8) Coordinate as a couple
- Marriage Allowance: if one partner’s income is below the personal allowance, they can transfer £1,260 of allowance to the other (worth up to £252 off the tax bill). (GOV.UK)
- Spread assets: gifting investments between spouses is no-gain/no-loss for CGT so you can place income/gains with the lower-tax partner. Consider a formal Form 17 declaration for property held in unequal shares. (UK Property Accountants)
9) Keep taxable investing tax-aware
- Funds/ETFs (acc units): reinvested dividends/interest are still taxable in the year they arise, and add to your base cost for CGT. You don’t get to defer the tax just because the fund reinvests. (Financial Times)
- Investment bonds (onshore/offshore): can defer income using the 5% cumulative allowance (not tax-free; tax is crystallised later on “chargeable event” gains). Niche, but useful in some plans. (GOV.UK)
10) Sense-check against IHT and the 2027 rule change
Right now, DC pensions are usually outside your estate (and beneficiaries often pay no income tax if you die before 75). But from 6 April 2027 most unused pension funds and death benefits will fall within the estate for IHT. This will change the traditional “spend ISA first, keep pension for heirs” rule of thumb—review plans ahead of 2027. (MaPS)
How to check your tax code (and avoid “emergency tax” on first withdrawals)
- Check your code: Log in to your HMRC Personal Tax Account and make sure each pension payer is coded correctly. If it’s wrong, update online.
- First flexible withdrawal: Providers often apply a ‘Month 1’ emergency code and over-deduct tax. If that happens, reclaim using the correct HMRC form (P55/P50Z/P53Z) rather than waiting for year-end.
Smart tactics to layer on top
- Bed & ISA every April: Move taxable holdings into ISAs up to the allowance to stop future tax drag (watch anti-recycling if funding with your own PCLS). (GOV.UK)
- Avoid the 60% effective rate (£100k–£125,140): if part-time earnings nudge you here, manage pension withdrawals to stay below the taper zone—or consider gift-aid/pension contributions (subject to MPAA/earnings limits).
- State Pension deferral: delaying increases your State Pension by ~5.8% for each full year deferred (new State Pension rules).
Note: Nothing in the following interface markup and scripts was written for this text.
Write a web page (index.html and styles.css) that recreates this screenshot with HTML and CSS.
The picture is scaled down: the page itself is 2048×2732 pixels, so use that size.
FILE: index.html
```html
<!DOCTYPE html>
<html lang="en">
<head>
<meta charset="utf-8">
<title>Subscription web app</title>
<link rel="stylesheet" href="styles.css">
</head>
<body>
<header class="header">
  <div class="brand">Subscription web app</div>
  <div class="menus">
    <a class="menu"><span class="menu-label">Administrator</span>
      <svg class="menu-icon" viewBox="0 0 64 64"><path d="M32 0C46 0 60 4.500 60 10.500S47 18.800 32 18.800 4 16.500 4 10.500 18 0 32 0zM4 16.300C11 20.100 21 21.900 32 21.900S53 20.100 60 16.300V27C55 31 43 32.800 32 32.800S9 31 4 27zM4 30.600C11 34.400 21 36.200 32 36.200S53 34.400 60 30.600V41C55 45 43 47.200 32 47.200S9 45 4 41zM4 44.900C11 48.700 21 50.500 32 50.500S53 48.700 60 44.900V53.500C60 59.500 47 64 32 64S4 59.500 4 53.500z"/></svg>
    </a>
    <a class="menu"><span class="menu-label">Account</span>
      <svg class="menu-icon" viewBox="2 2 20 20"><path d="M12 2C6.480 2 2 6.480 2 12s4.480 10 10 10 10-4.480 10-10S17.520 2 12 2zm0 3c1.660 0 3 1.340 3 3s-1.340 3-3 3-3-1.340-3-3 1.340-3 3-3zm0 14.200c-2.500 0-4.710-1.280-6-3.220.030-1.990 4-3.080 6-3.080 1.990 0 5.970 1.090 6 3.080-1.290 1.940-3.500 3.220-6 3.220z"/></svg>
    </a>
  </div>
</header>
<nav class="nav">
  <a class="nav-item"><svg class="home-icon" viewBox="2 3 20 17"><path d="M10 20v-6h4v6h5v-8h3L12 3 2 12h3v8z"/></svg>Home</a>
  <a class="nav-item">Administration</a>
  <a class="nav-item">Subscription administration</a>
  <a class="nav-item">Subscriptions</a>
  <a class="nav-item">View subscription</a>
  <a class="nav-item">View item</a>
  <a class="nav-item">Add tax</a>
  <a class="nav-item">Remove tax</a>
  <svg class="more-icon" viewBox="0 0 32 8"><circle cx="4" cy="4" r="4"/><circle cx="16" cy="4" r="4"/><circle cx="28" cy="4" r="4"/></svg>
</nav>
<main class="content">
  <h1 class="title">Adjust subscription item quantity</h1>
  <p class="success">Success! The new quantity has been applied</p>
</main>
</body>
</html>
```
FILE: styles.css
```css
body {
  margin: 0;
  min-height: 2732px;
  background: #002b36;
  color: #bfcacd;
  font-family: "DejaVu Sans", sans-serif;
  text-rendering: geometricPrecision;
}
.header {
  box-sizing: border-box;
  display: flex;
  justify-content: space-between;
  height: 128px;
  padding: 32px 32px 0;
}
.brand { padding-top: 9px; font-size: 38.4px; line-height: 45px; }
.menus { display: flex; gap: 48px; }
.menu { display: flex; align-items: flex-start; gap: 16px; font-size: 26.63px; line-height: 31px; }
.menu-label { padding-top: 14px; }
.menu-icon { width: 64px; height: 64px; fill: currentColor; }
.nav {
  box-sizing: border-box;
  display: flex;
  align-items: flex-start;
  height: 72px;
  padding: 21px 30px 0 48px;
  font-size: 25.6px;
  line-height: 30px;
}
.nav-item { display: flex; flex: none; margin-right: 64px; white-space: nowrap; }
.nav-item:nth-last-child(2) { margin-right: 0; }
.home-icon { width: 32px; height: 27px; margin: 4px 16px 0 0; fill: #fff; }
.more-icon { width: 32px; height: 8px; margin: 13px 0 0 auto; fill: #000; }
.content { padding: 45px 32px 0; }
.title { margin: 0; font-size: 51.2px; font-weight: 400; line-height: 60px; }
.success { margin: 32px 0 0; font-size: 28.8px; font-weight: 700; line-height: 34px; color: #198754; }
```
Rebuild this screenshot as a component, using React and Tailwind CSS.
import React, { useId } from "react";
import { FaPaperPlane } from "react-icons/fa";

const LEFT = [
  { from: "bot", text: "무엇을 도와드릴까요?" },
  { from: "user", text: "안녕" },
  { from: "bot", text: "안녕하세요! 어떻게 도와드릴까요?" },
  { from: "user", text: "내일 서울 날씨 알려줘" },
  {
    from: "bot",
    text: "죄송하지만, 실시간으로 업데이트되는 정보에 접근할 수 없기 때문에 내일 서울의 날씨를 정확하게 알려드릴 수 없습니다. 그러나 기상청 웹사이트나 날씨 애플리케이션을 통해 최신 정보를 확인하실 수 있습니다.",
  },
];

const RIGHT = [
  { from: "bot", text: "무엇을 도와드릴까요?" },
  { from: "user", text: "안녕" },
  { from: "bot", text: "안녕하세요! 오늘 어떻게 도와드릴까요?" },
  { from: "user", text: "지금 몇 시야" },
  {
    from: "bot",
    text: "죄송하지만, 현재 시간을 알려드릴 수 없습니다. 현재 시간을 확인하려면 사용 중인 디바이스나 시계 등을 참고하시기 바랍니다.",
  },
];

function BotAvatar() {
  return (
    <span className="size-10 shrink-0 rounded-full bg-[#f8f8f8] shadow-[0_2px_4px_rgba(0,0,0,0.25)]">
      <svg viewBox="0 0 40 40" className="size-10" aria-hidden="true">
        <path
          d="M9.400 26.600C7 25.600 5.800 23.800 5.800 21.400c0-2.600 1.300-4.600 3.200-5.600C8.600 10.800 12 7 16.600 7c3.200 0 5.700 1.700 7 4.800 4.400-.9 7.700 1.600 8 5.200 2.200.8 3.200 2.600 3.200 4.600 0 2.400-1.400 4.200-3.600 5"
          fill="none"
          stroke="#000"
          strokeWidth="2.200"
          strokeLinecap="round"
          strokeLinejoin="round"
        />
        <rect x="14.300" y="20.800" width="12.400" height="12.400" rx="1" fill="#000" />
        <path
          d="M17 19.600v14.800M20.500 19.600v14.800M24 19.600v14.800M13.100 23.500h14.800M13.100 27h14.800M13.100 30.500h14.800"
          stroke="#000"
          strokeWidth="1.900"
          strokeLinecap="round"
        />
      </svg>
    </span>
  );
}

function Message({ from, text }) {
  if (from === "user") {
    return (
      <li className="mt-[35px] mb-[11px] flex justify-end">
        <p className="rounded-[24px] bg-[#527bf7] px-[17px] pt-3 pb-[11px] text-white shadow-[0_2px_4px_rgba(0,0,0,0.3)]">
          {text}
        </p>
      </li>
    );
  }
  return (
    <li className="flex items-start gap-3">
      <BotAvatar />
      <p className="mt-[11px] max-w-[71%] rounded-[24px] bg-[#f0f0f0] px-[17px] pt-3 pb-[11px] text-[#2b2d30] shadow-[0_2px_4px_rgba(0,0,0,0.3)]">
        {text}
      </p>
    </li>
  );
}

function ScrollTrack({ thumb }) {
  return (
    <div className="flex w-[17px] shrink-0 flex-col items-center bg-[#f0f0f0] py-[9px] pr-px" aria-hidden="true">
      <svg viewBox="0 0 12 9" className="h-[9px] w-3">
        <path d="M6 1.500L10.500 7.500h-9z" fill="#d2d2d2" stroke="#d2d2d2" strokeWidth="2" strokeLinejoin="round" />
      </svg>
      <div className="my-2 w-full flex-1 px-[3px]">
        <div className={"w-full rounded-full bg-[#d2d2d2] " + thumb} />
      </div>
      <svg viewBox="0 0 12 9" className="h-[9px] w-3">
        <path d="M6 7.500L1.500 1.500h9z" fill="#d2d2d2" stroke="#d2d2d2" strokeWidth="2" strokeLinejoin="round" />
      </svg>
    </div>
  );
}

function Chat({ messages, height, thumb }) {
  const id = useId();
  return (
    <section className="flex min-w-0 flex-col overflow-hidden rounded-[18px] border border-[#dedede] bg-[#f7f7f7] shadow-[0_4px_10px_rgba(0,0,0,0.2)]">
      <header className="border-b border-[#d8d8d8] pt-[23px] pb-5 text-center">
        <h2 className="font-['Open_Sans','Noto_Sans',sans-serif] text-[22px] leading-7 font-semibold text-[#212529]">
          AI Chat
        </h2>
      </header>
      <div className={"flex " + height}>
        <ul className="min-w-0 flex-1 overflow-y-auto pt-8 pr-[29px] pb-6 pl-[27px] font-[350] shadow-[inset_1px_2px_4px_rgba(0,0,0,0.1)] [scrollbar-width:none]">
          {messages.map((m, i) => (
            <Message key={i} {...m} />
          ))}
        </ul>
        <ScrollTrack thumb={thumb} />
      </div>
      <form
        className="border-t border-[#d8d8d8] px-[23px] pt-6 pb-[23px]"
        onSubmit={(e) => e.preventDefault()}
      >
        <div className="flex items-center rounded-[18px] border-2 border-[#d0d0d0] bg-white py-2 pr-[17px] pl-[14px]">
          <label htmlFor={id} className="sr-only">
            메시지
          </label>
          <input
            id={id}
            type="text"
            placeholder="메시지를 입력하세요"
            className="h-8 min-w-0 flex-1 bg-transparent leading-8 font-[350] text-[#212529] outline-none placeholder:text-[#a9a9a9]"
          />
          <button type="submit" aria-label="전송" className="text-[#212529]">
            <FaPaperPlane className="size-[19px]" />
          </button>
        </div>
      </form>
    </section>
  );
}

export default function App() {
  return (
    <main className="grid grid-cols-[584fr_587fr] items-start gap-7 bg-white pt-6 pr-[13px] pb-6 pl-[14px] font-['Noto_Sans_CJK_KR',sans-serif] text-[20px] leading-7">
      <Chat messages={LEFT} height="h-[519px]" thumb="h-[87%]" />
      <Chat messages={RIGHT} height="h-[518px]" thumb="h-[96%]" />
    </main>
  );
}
It’s taxable when received, so fit it into your plan. (GOV.UK)
- Sequence risk: keep 2–3 years of spending in cash/short gilts so you can pause equity sales after market falls.
Putting it all together: an annual checklist
- Budget your net income target.
- Cash first: use PA + SRS + PSA on interest. (GOV.UK)
- Dividends: take up to £500 tax-free. (GOV.UK)
- Take gains up to £3,000 AEA. (PwC Tax Summaries)
- Draw some PCLS (mind the £268,275 LSA cap) to fund both partners’ ISAs (£20k each). (GOV.UK)
- Top up from pension to your income target (be MPAA-aware). (MaPS)
- Direct taxable investing toward low-coupon gilts, broad equity funds (acc units taxed annually), and CGT-aware trading.
- Couples: consider Marriage Allowance and asset rebalancing. (GOV.UK)
- Check tax codes and reclaim any emergency tax promptly.
- Review IHT posture annually—especially ahead of the 2027 change on pension death benefits. (GOV.UK)
Final thought
The winning formula in retirement is order + wrappers + allowances.
Build a simple strategy you repeat every April, keep records, and review your plan after each Budget—especially with the 2027 IHT change on pensions coming into view.